Deanna Segrave-Daly (@tspbasil) says
I so want to make this...for myself! I'm a big fan of jalapeno pepper jelly so I know I'd love this - so unique!
Chris Scheuer says
I think you'll love it Deanna, my family has been fighting over it 🙂
Betty says
I love a good pepper jelly- this one sounds perfect to have on hand for Christmas! 🙂
Jennifer @ Peanut Butter and Peppers says
Chris this sounds amazing! I am so making this, this weekend! Great recipe!
Baby June says
Wow, that sounds incredible! Love the addition of sriracha, mmmm 🙂
Monique says
Thank you! Hohoho:) We love spicy jellies here and a new recipe is so apprecaited!

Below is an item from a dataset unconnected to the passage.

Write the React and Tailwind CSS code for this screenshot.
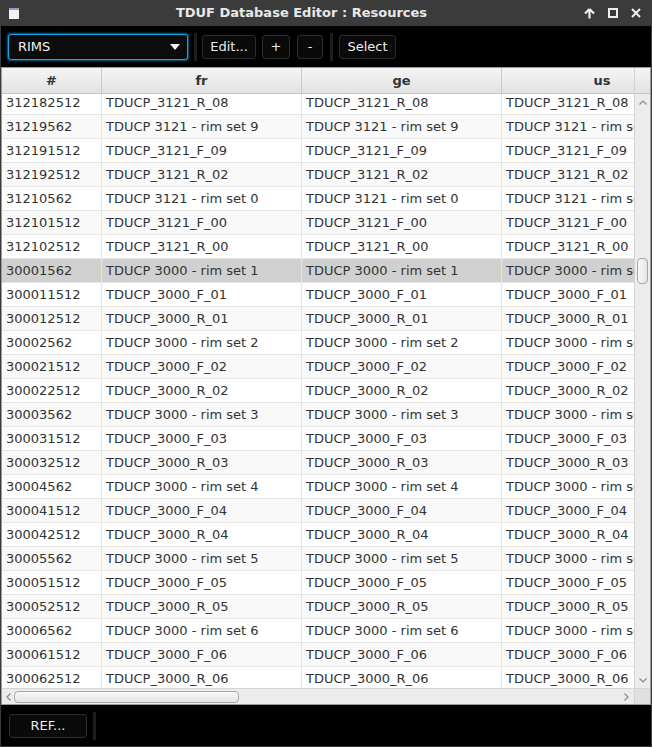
import React from "react";

const rows = [
  ["312182512", "TDUCP_3121_R_08"],
  ["31219562", "TDUCP 3121 - rim set 9"],
  ["312191512", "TDUCP_3121_F_09"],
  ["312192512", "TDUCP_3121_R_02"],
  ["31210562", "TDUCP 3121 - rim set 0"],
  ["312101512", "TDUCP_3121_F_00"],
  ["312102512", "TDUCP_3121_R_00"],
  ["30001562", "TDUCP 3000 - rim set 1"],
  ["300011512", "TDUCP_3000_F_01"],
  ["300012512", "TDUCP_3000_R_01"],
  ["30002562", "TDUCP 3000 - rim set 2"],
  ["300021512", "TDUCP_3000_F_02"],
  ["300022512", "TDUCP_3000_R_02"],
  ["30003562", "TDUCP 3000 - rim set 3"],
  ["300031512", "TDUCP_3000_F_03"],
  ["300032512", "TDUCP_3000_R_03"],
  ["30004562", "TDUCP 3000 - rim set 4"],
  ["300041512", "TDUCP_3000_F_04"],
  ["300042512", "TDUCP_3000_R_04"],
  ["30005562", "TDUCP 3000 - rim set 5"],
  ["300051512", "TDUCP_3000_F_05"],
  ["300052512", "TDUCP_3000_R_05"],
  ["30006562", "TDUCP 3000 - rim set 6"],
  ["300061512", "TDUCP_3000_F_06"],
  ["300062512", "TDUCP_3000_R_06"],
];

const SELECTED = 7;

const ToolButton = ({ label, className = "" }) => (
  <button
    className={`h-[24px] flex items-center justify-center rounded-[3px] border border-[#2c2c2c] bg-[#0a0a0a] text-[13px] text-[#ececec] ${className}`}
  >
    {label}
  </button>
);

const Separator = ({ className = "" }) => (
  <div className={`w-[3px] h-[28px] bg-[#1e1e1e] ${className}`} />
);

const App = () => {
  return (
    <div className="w-[652px] h-[747px] flex flex-col bg-[#3b3b3b] font-['DejaVu_Sans',sans-serif] overflow-hidden">
      {/* title bar */}
      <div className="h-[26px] flex items-center relative px-[9px]">
        <div className="w-[10px] h-[11px] bg-[#f2f2f2] border-t-[2px] border-[#8aa0c0]" />
        <div className="flex-1 text-center text-[13px] font-bold text-[#e8e8e8]">
          TDUF Database Editor : Resources
        </div>
        <div className="flex items-center gap-[13px] pr-[2px]">
          <svg width="11" height="11" viewBox="0 0 11 11">
            <path d="M5.5 1 L1 5.5 M5.5 1 L10 5.5 M5.5 1 V10.5" stroke="#eeeeee" strokeWidth="2.2" fill="none" />
          </svg>
          <svg width="10" height="10" viewBox="0 0 10 10">
            <rect x="1" y="1" width="8" height="8" stroke="#eeeeee" strokeWidth="2" fill="none" />
          </svg>
          <svg width="10" height="10" viewBox="0 0 10 10">
            <path d="M1 1 L9 9 M9 1 L1 9" stroke="#eeeeee" strokeWidth="2" fill="none" />
          </svg>
        </div>
      </div>

      {/* toolbar */}
      <div className="h-[41px] mx-[1px] bg-black flex items-center px-[7px]">
        <div className="w-[180px] h-[26px] rounded-[3px] border border-[#16a6e6] shadow-[0_0_2px_1px_rgba(10,140,210,0.7)] bg-[#0c0c0c] flex items-center justify-between pl-[9px] pr-[7px]">
          <span className="text-[13px] text-[#f2f2f2]">RIMS</span>
          <svg width="10" height="6" viewBox="0 0 10 6">
            <path d="M0 0 H10 L5 6 Z" fill="#f0f0f0" />
          </svg>
        </div>
        <Separator className="ml-[6px]" />
        <ToolButton label="Edit..." className="ml-[5px] w-[54px]" />
        <ToolButton label="+" className="ml-[6px] w-[28px]" />
        <ToolButton label="-" className="ml-[7px] w-[26px]" />
        <Separator className="ml-[7px]" />
        <ToolButton label="Select" className="ml-[6px] w-[57px]" />
      </div>

      {/* table */}
      <div className="flex-1 mx-[1px] border border-[#9a9a9a] bg-white flex flex-col overflow-hidden">
        <div className="flex flex-1 min-h-0">
          <div className="flex-1 flex flex-col min-w-0 overflow-hidden">
            {/* header */}
            <div className="h-[26px] flex shrink-0 bg-gradient-to-b from-[#f5f5f5] to-[#e2e2e2] border-b border-[#c4c4c4] text-[13px] font-bold text-[#333]">
              <div className="w-[100px] shrink-0 flex items-center justify-center border-r border-[#c8c8c8]">#</div>
              <div className="w-[200px] shrink-0 flex items-center justify-center border-r border-[#c8c8c8]">fr</div>
              <div className="w-[200px] shrink-0 flex items-center justify-center border-r border-[#c8c8c8]">ge</div>
              <div className="w-[200px] shrink-0 flex items-center justify-center">us</div>
            </div>
            {/* body */}
            <div className="flex-1 overflow-hidden">
              <div className="-mt-[3px]">
                {rows.map((row, i) => (
                  <div
                    key={row[0]}
                    className={`h-[24px] flex text-[13px] text-[#333] whitespace-nowrap ${
                      i === SELECTED ? "bg-[#d0d0d0]" : i % 2 === 1 ? "bg-[#f9f9f9]" : "bg-white"
                    }`}
                  >
                    <div className="w-[100px] shrink-0 flex items-center pl-[4px] border-r border-b border-[#e6e6e6] overflow-hidden">{row[0]}</div>
                    <div className="w-[200px] shrink-0 flex items-center pl-[4px] border-r border-b border-[#e6e6e6] overflow-hidden">{row[1]}</div>
                    <div className="w-[200px] shrink-0 flex items-center pl-[4px] border-r border-b border-[#e6e6e6] overflow-hidden">{row[1]}</div>
                    <div className="w-[200px] shrink-0 flex items-center pl-[4px] border-b border-[#e6e6e6] overflow-hidden">{row[1]}</div>
                  </div>
                ))}
              </div>
            </div>
          </div>
          {/* vertical scrollbar */}
          <div className="w-[16px] shrink-0 flex flex-col bg-[#ececec] border-l border-[#d4d4d4]">
            <div className="h-[26px] bg-gradient-to-b from-[#f5f5f5] to-[#e2e2e2] border-b border-[#c4c4c4]" />
            <div className="h-[16px] flex items-center justify-center">
              <svg width="8" height="5" viewBox="0 0 8 5">
                <path d="M0.5 4.5 L4 1 L7.5 4.5" stroke="#8a8a8a" strokeWidth="1.2" fill="none" />
              </svg>
            </div>
            <div className="flex-1 flex flex-col">
              <div className="h-[148px]" />
              <div className="h-[26px] mx-[2px] rounded-[4px] border border-[#a8a8a8] bg-gradient-to-r from-[#f8f8f8] to-[#e4e4e4]" />
            </div>
            <div className="h-[16px] flex items-center justify-center">
              <svg width="8" height="5" viewBox="0 0 8 5">
                <path d="M0.5 0.5 L4 4 L7.5 0.5" stroke="#8a8a8a" strokeWidth="1.2" fill="none" />
              </svg>
            </div>
          </div>
        </div>
        {/* horizontal scrollbar */}
        <div className="h-[16px] shrink-0 flex bg-[#ececec] border-t border-[#d4d4d4]">
          <div className="flex-1 flex items-center">
            <div className="w-[12px] flex items-center justify-center">
              <svg width="5" height="8" viewBox="0 0 5 8">
                <path d="M4.5 0.5 L1 4 L4.5 7.5" stroke="#8a8a8a" strokeWidth="1.2" fill="none" />
              </svg>
            </div>
            <div className="w-[225px] h-[12px] rounded-[4px] border border-[#a8a8a8] bg-gradient-to-b from-[#f8f8f8] to-[#e4e4e4]" />
            <div className="flex-1" />
            <div className="w-[16px] flex items-center justify-center">
              <svg width="5" height="8" viewBox="0 0 5 8">
                <path d="M0.5 0.5 L4 4 L0.5 7.5" stroke="#8a8a8a" strokeWidth="1.2" fill="none" />
              </svg>
            </div>
          </div>
          <div className="w-[16px] bg-[#e0e0e0] border-l border-[#d4d4d4]" />
        </div>
      </div>

      {/* bottom bar */}
      <div className="h-[41px] mx-[1px] mb-[1px] bg-black flex items-center px-[8px]">
        <ToolButton label="REF..." className="w-[78px]" />
        <Separator className="ml-[6px]" />
      </div>
    </div>
  );
};

export default App;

Fabulous photos that make the jelly shine!
Happy Holidays you 2 and to your lovely family:)
So Noël!!!
Cathleen | My Culinary Mission says
I bet this is fabulous! Love the vibrant color too.
cheri says
Hi Chris, this is a great appetizer, love the color, looks so festive!
Madonna/aka/Ms. Lemon says
I have made your strawberry and hot pepper jelly. It is so good. I am almost afraid to make more - it's dangerously delicious. The store bought jelly that I bought and thought was perfectly acceptable until I started making your freezer jam is no more. You have spoiled me. Oh, and this is gorgeous to look at.
Ginny Hartzler says
Awesome! And so pretty and Christmassy. This would be a gift like no other, and remembered long after.
Laura (Tutti Dolci) says
The color of this jelly is so striking, Chris! What a great hostess gift idea!